Hog farm raises issue of zoning
Back in the 1970s, when communities like Duncansville were preparing zoning ordinances, people were told that such regulations would prevent undesirable land uses that might have adverse effects on neighboring properties and a municipality as a whole.
In reality, such thinking also was one of the foundations for Blair County’s Areawide Comprehensive Plan, which was drawn up and adopted about the same time.
The late 1960s and early 1970s were a time of awakening about the benefits of organized planning, for the short term as well as for the long term.
For this county, the Blair County Planning Commission and ongoing planning reviews remain valuable resources in ensuring that ideas proposed are consistent with Blair’s organized growth, development, land-use objectives and transportation assets and needs.
Reflecting on the planning of decades past, the reasons behind it, and its continuing, commendable impacts on the municipal, county and regional levels is appropriate at this time as some residents of rural Catharine Township are faced with the prospect of what apparently will be this county’s second hog farm.
Understandably, residents living near the farm’s proposed location harbor fears about unbearable odors and damage to water wells, and about whether this proposed land use will erode their property values.
According to a front-page article in Sunday’s Mirror, what’s planned is a 40,581-square-foot facility to handle 4,800 feeder pigs — pigs that will be finished as market hogs.
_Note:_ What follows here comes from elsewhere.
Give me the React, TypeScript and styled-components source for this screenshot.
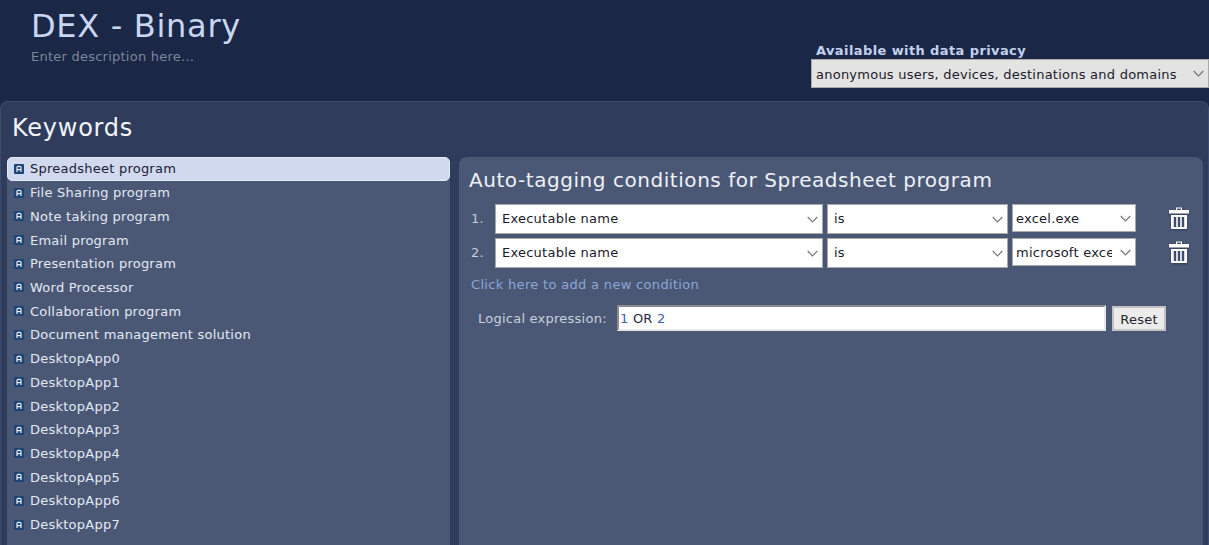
import React from 'react';
import styled, { createGlobalStyle } from 'styled-components';

const keywords = [
  'Spreadsheet program',
  'File Sharing program',
  'Note taking program',
  'Email program',
  'Presentation program',
  'Word Processor',
  'Collaboration program',
  'Document management solution',
  'DesktopApp0',
  'DesktopApp1',
  'DesktopApp2',
  'DesktopApp3',
  'DesktopApp4',
  'DesktopApp5',
  'DesktopApp6',
  'DesktopApp7',
];

const conditions = [
  { field: 'Executable name', op: 'is', value: 'excel.exe' },
  { field: 'Executable name', op: 'is', value: 'microsoft excel' },
];

const GlobalStyle = createGlobalStyle`
  html, body {
    margin: 0;
    height: 100%;
    overflow: hidden;
    background: #1a2747;
    font-family: "DejaVu Sans", sans-serif;
    font-size: 13px;
    letter-spacing: 0.24px;
  }
`;

const Page = styled.div`
  width: 1209px;
  height: 545px;
  overflow: hidden;
  display: flex;
  flex-direction: column;
`;

const Header = styled.header`
  height: 101px;
  flex: none;
  display: flex;
  justify-content: space-between;
  padding-left: 31px;
  box-sizing: border-box;
`;

const TitleBlock = styled.div`
  padding-top: 5px;
`;

const Title = styled.h1`
  margin: 0;
  font-size: 32px;
  line-height: 42px;
  font-weight: 400;
  letter-spacing: 0.7px;
  color: #c9d6f0;
`;

const Description = styled.div`
  margin-top: 2px;
  line-height: 16px;
  color: #7d8697;
`;

const PrivacyBlock = styled.div`
  width: 398px;
  padding-top: 43px;
`;

const PrivacyLabel = styled.div`
  padding-left: 5px;
  font-size: 13px;
  line-height: 16px;
  font-weight: 700;
  letter-spacing: 0.4px;
  color: #c3d1ee;
`;

const SelectBox = styled.div<{ $bg?: string; $height: number; $width: number }>`
  width: ${(p) => p.$width}px;
  height: ${(p) => p.$height}px;
  flex: none;
  box-sizing: border-box;
  border: 1px solid #a9a9a9;
  background: ${(p) => p.$bg || '#fff'};
  display: flex;
  align-items: center;
  justify-content: space-between;
  padding: 0 4px 0 5px;
  color: #1b1b2a;
  overflow: hidden;
`;

const SelectText = styled.span`
  white-space: nowrap;
  overflow: hidden;
`;

const PrivacyText = styled(SelectText)`
  margin: 2px 0 0 -1px;
`;

const FieldText = styled(SelectText)`
  margin: -1px 0 0 0;
  padding-left: 1px;
`;

const ValueText = styled(SelectText)`
  width: 96px;
  margin-left: -2px;
`;

const Chevron = styled.svg`
  width: 11px;
  height: 7px;
  flex: none;
  fill: none;
  stroke: #777;
  stroke-width: 1.2;
`;

const Main = styled.main`
  flex: 1;
  box-sizing: border-box;
  border: 1px solid #3d4b6e;
  border-bottom: 0;
  border-radius: 8px 8px 0 0;
  background: #303c5c;
  padding: 0 5px 0 6px;
  display: flex;
  flex-direction: column;
`;

const SectionTitle = styled.h2`
  margin: 0;
  padding: 9px 0 0 5px;
  height: 55px;
  box-sizing: border-box;
  font-size: 24px;
  line-height: 35px;
  font-weight: 400;
  letter-spacing: 0.75px;
  color: #f2f5fb;
  flex: none;
`;

const Columns = styled.div`
  flex: 1;
  display: grid;
  grid-template-columns: 443px 744px;
  gap: 9px;
  min-height: 0;
`;

const ListPanel = styled.ul`
  margin: 0;
  padding: 0;
  list-style: none;
  background: #4a5876;
  border-radius: 6px 6px 0 0;
`;

const ListRow = styled.li<{ $selected?: boolean }>`
  height: 23.73px;
  box-sizing: border-box;
  display: flex;
  align-items: center;
  gap: 6px;
  padding-left: ${(p) => (p.$selected ? '6px' : '7px')};
  color: ${(p) => (p.$selected ? '#1c2038' : '#e3e8f2')};
  background: ${(p) => (p.$selected ? '#d0d9ee' : 'transparent')};
  border: ${(p) => (p.$selected ? '1px solid #e4e9f5' : '0')};
  border-radius: ${(p) => (p.$selected ? '5px' : '0')};
`;

const KeywordIcon = styled.svg`
  width: 10px;
  height: 10px;
  flex: none;
`;

const RulesPanel = styled.section`
  background: #4a5876;
  border-radius: 8px 8px 0 0;
  padding: 8px 0 0 10px;
`;

const RulesTitle = styled.h3`
  margin: 0 0 9px;
  font-size: 20px;
  line-height: 30px;
  font-weight: 400;
  letter-spacing: 0.55px;
  color: #eef1f7;
`;

const ConditionRow = styled.div`
  display: flex;
  align-items: flex-start;
  gap: 4px;
  height: 34px;
`;

const RowNumber = styled.span`
  width: 22px;
  line-height: 29px;
  padding-left: 2px;
  box-sizing: border-box;
  color: #c5ccdb;
`;

const TrashButton = styled.button`
  border: 0;
  background: none;
  padding: 0;
  margin: 3px 0 0 29px;
  width: 20px;
  height: 22px;
  color: #fff;
  filter: drop-shadow(0 1px 1px rgba(20, 28, 50, 0.5));
`;

const AddLink = styled.a`
  display: block;
  margin: 5px 0 0 2px;
  line-height: 16px;
  letter-spacing: 0.32px;
  color: #8ba6d6;
`;

const ExpressionRow = styled.div`
  display: flex;
  align-items: center;
  margin: 12px 0 0 9px;
`;

const ExpressionLabel = styled.label`
  width: 139px;
  color: #c9cfdd;
`;

const ExpressionInput = styled.div`
  width: 489px;
  height: 26px;
  box-sizing: border-box;
  border: 2px solid;
  border-color: #8c8c8c #e8e8e8 #e8e8e8 #8c8c8c;
  background: #fff;
  padding-left: 1px;
  line-height: 23px;
  color: #232a44;
`;

const ExprRef = styled.span`
  color: #3a62b0;
`;

const ResetButton = styled.button`
  margin-left: 6px;
  width: 54px;
  height: 25px;
  box-sizing: border-box;
  border: 2px solid #c4c4c4;
  background: #ececec;
  padding: 2px 0 0;
  font-family: inherit;
  font-size: 13px;
  letter-spacing: 0.24px;
  color: #26262e;
`;

const Arrow = () => (
  <Chevron viewBox="0 0 11 7">
    <path d="M.7 1l4.8 4.8L10.3 1" />
  </Chevron>
);

const AIcon = () => (
  <KeywordIcon viewBox="0 0 10 10">
    <rect width="10" height="10" rx="1" fill="#1d4474" />
    <path d="M3 8V3.6Q3 2.4 4.2 2.4h1.6Q7 2.4 7 3.6V8M3 5.6h4" fill="none" stroke="#e8eef8" strokeWidth="1.2" />
  </KeywordIcon>
);

const TrashIcon = () => (
  <svg width="20" height="22" viewBox="0 0 20 22" fill="currentColor">
    <path fillRule="evenodd" d="M7 3V.5h6V3h7v3.5H0V3zm1.2 0h3.6V1.6H8.2z" />
    <path
      fillRule="evenodd"
      d="M2 8h16v13c0 .6-.4 1-1 1H3c-.6 0-1-.4-1-1zm2.8 2v10h2.4V10zm4 0v10h2.4V10zm4 0v10h2.4V10z"
    />
  </svg>
);

export default function App() {
  return (
    <Page>
      <GlobalStyle />
      <Header>
        <TitleBlock>
          <Title>DEX - Binary</Title>
          <Description>Enter description here...</Description>
        </TitleBlock>
        <PrivacyBlock>
          <PrivacyLabel>Available with data privacy</PrivacyLabel>
          <SelectBox $bg="#e3e3e3" $height={29} $width={398}>
            <PrivacyText>anonymous users, devices, destinations and domains</PrivacyText>
            <Arrow />
          </SelectBox>
        </PrivacyBlock>
      </Header>
      <Main>
        <SectionTitle>Keywords</SectionTitle>
        <Columns>
          <ListPanel>
            {keywords.map((name, i) => (
              <ListRow key={name} $selected={i === 0}>
                <AIcon />
                {name}
              </ListRow>
            ))}
          </ListPanel>
          <RulesPanel>
            <RulesTitle>Auto-tagging conditions for Spreadsheet program</RulesTitle>
            {conditions.map((c, i) => (
              <ConditionRow key={i}>
                <RowNumber>{i + 1}.</RowNumber>
                <SelectBox $height={30} $width={328}>
                  <FieldText>{c.field}</FieldText>
                  <Arrow />
                </SelectBox>
                <SelectBox $height={30} $width={181}>
                  <FieldText>{c.op}</FieldText>
                  <Arrow />
                </SelectBox>
                <SelectBox $height={28} $width={124}>
                  <ValueText>{c.value}</ValueText>
                  <Arrow />
                </SelectBox>
                <TrashButton aria-label="Delete condition">
                  <TrashIcon />
                </TrashButton>
              </ConditionRow>
            ))}
            <AddLink>Click here to add a new condition</AddLink>
            <ExpressionRow>
              <ExpressionLabel>Logical expression:</ExpressionLabel>
              <ExpressionInput>
                <ExprRef>1</ExprRef> OR <ExprRef>2</ExprRef>
              </ExpressionInput>
              <ResetButton>Reset</ResetButton>
            </ExpressionRow>
          </RulesPanel>
        </Columns>
      </Main>
    </Page>
  );
}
This editorial is in no way meant to oppose what Hemlock Lane Farm LP, owned by Robert, Darren and Randy Brubaker, is attempting to establish. We don’t pretend to be experts on such farms and concerns they might pose.
The Brubakers have been area farmers for a number of years, and by the way they have sought necessary approvals for the enterprise, it appears that, beyond their own interests, they’ve demonstrated positive interest in the county’s well-being too.
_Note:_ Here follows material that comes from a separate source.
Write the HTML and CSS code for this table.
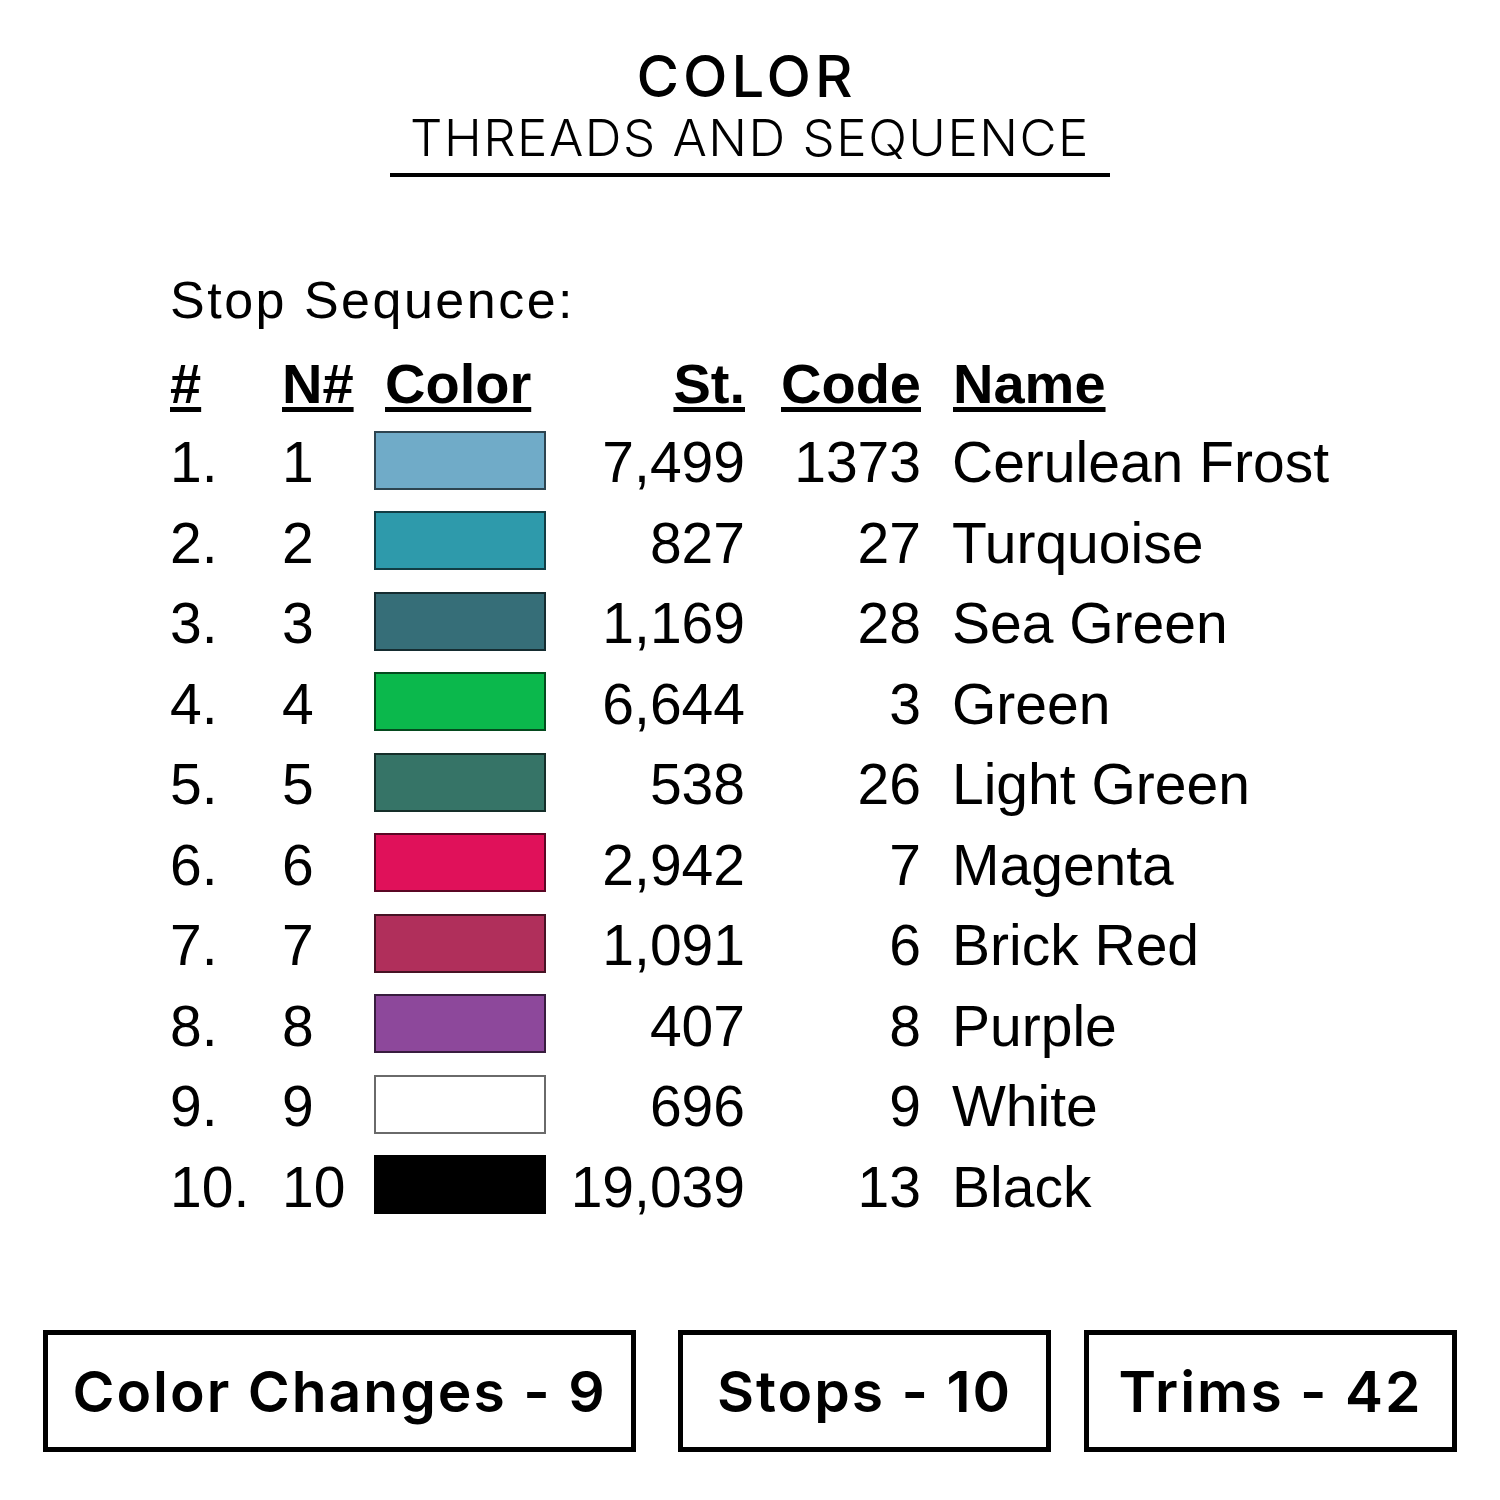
FILE: index.html
```html
<!DOCTYPE html>
<html lang="en">
<head>
<meta charset="utf-8">
<title>Color - Threads and Sequence</title>
<link rel="stylesheet" href="styles.css">
</head>
<body>
<div class="page">
  <header class="title">
    <h1 class="title-main">COLOR</h1>
    <div class="title-sub">THREADS AND SEQUENCE</div>
  </header>

  <section class="sequence">
    <div class="seq-label">Stop Sequence:</div>
    <div class="seq-grid">
      <div class="cell h num"><span class="u">#</span></div>
      <div class="cell h nn"><span class="u">N#</span></div>
      <div class="cell h sw-h"><span class="u">Color</span></div>
      <div class="cell h st"><span class="u">St.</span></div>
      <div class="cell h code"><span class="u">Code</span></div>
      <div class="cell h name"><span class="u">Name</span></div>

      <div class="cell num">1.</div><div class="cell nn">1</div><div class="cell sw"><span class="swatch" style="background:#70abc8"></span></div><div class="cell st">7,499</div><div class="cell code">1373</div><div class="cell name">Cerulean Frost</div>
      <div class="cell num">2.</div><div class="cell nn">2</div><div class="cell sw"><span class="swatch" style="background:#2e9aab"></span></div><div class="cell st">827</div><div class="cell code">27</div><div class="cell name">Turquoise</div>
      <div class="cell num">3.</div><div class="cell nn">3</div><div class="cell sw"><span class="swatch" style="background:#366e78"></span></div><div class="cell st">1,169</div><div class="cell code">28</div><div class="cell name">Sea Green</div>
      <div class="cell num">4.</div><div class="cell nn">4</div><div class="cell sw"><span class="swatch" style="background:#0bb84c"></span></div><div class="cell st">6,644</div><div class="cell code">3</div><div class="cell name">Green</div>
      <div class="cell num">5.</div><div class="cell nn">5</div><div class="cell sw"><span class="swatch" style="background:#367467"></span></div><div class="cell st">538</div><div class="cell code">26</div><div class="cell name">Light Green</div>
      <div class="cell num">6.</div><div class="cell nn">6</div><div class="cell sw"><span class="swatch" style="background:#e0115a"></span></div><div class="cell st">2,942</div><div class="cell code">7</div><div class="cell name">Magenta</div>
      <div class="cell num">7.</div><div class="cell nn">7</div><div class="cell sw"><span class="swatch" style="background:#b02f5b"></span></div><div class="cell st">1,091</div><div class="cell code">6</div><div class="cell name">Brick Red</div>
      <div class="cell num">8.</div><div class="cell nn">8</div><div class="cell sw"><span class="swatch" style="background:#8d489b"></span></div><div class="cell st">407</div><div class="cell code">8</div><div class="cell name">Purple</div>
      <div class="cell num">9.</div><div class="cell nn">9</div><div class="cell sw"><span class="swatch swatch-light" style="background:#ffffff"></span></div><div class="cell st">696</div><div class="cell code">9</div><div class="cell name">White</div>
      <div class="cell num">10.</div><div class="cell nn">10</div><div class="cell sw"><span class="swatch" style="background:#000000"></span></div><div class="cell st">19,039</div><div class="cell code">13</div><div class="cell name">Black</div>
    </div>
  </section>

  <div class="stats">
    <div class="stat stat-changes">Color Changes - 9</div>
    <div class="stat stat-stops">Stops - 10</div>
    <div class="stat stat-trims">Trims - 42</div>
  </div>
</div>
</body>
</html>
```

FILE: styles.css
```css
html, body {
  margin: 0;
  padding: 0;
  background: #ffffff;
}

.page {
  width: 1500px;
  height: 1500px;
  color: #000;
  overflow: hidden;
}

/* Title */
.title {
  display: flex;
  flex-direction: column;
  align-items: center;
  padding-top: 46px;
}

.title-main {
  margin: 0 0 0 -7px;
  font-family: "Inter", "Open Sans", sans-serif;
  font-weight: 500;
  font-size: 58px;
  line-height: 60px;
  letter-spacing: 4px;
}

.title-sub {
  margin-top: 4px;
  padding: 0 20px 7px;
  border-bottom: 4px solid #000;
  font-family: "Inter", "Open Sans", sans-serif;
  font-weight: 300;
  font-size: 51px;
  line-height: 56px;
  letter-spacing: 1.5px;
}

/* Sequence table */
.sequence {
  padding-left: 170px;
  margin-top: 93px;
  font-family: "Liberation Sans", Arial, sans-serif;
}

.seq-label {
  font-size: 52px;
  line-height: 60px;
  letter-spacing: 2.5px;
}

.seq-grid {
  margin-top: 15px;
  display: grid;
  grid-template-columns: 112px 92px 172px 199px 176px auto;
  grid-template-rows: 77px repeat(10, 80.5px);
  font-size: 57px;
}

.cell {
  line-height: 80.5px;
  white-space: nowrap;
}

.cell.h {
  font-weight: bold;
  font-size: 56px;
  line-height: 77px;
}

.u {
  text-decoration: underline;
  text-decoration-thickness: 5px;
  text-underline-offset: 4px;
}

.sw-h { padding-left: 11px; }
.st { text-align: right; }
.code { text-align: right; }
.name { padding-left: 31px; }
.h.name { padding-left: 32px; }

.sw {
  display: flex;
  align-items: center;
  padding-bottom: 4px;
  box-sizing: border-box;
}

.swatch {
  display: block;
  width: 172px;
  height: 59px;
  box-sizing: border-box;
  border: 2px solid rgba(0, 0, 0, 0.6);
}

.swatch-light {
  border-color: #6a6a6a;
}

/* Stats */
.stats {
  display: flex;
  margin-top: 103px;
  padding-left: 43px;
}

.stat {
  box-sizing: border-box;
  height: 122px;
  border: 5px solid #000;
  display: flex;
  align-items: center;
  justify-content: center;
  font-family: "Inter", "Open Sans", sans-serif;
  font-weight: 600;
  font-size: 57px;
  line-height: 1;
  letter-spacing: 2px;
  white-space: nowrap;
}

.stat-changes { width: 593px; }
.stat-stops { width: 373px; margin-left: 42px; }
.stat-trims { width: 373px; margin-left: 33px; }
```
Meanwhile, the agencies responsible for reviewing the Brubakers’ plans also are charged with weighing ramifications for others nearby.
It’s important to note that a hog farm doesn’t guarantee problems, as demonstrated by the county’s first such enterprise, started in 2008 off Route 866 in North Woodbury Township near the Altoona-Blair County Airport.
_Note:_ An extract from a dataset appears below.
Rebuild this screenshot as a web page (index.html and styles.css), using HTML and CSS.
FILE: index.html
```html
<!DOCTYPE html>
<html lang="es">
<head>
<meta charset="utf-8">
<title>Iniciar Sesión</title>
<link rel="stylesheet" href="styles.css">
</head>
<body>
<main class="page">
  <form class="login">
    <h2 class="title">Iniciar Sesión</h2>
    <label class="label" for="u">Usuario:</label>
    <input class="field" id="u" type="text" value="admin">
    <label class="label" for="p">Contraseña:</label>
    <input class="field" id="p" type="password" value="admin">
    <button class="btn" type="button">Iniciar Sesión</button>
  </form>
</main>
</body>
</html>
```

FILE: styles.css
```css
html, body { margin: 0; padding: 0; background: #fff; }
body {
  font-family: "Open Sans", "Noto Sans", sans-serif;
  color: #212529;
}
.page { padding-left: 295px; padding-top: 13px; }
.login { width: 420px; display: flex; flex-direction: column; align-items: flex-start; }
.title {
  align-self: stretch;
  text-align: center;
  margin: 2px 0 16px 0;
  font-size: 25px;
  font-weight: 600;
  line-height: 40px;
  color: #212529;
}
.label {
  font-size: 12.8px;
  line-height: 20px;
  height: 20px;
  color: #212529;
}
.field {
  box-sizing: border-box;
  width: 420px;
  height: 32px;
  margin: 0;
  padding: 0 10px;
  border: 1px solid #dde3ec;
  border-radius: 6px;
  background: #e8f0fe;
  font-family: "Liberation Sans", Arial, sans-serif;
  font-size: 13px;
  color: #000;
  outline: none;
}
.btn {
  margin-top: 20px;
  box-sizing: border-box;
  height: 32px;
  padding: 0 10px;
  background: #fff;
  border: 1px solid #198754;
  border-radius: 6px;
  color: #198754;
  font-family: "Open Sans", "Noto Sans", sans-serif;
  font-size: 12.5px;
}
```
“We have not had a single complaint since it was built,” said Rich Huether, agricultural conservation specialist for the Blair County Conservation District.
That’s cause for optimism for what’s planned in Catharine, but some Catharine residents living nearby probably now wish that their township had followed the lead of Duncansville and some other area municipalities 40 or 50 years ago that acknowledged zoning’s benefits and passed such ordinances.
Back then, zoning proponents raised the question of whether residents would welcome a slaughterhouse in their neighborhood — not impossible where zoning doesn’t exist, it was pointed out. Still, many municipalities remained opposed to — and still oppose — any restrictions on individuals’ property-use rights.
All municipalities and their residents must take responsibility for whichever option they choose.
For Catharine Township residents, though, the proposed hog farm has made them more attuned to the issue of zoning than they ever were in the past. It’s also reinforced that the “slaughterhouse warning” of a half-century ago wasn’t necessarily far-fetched after all.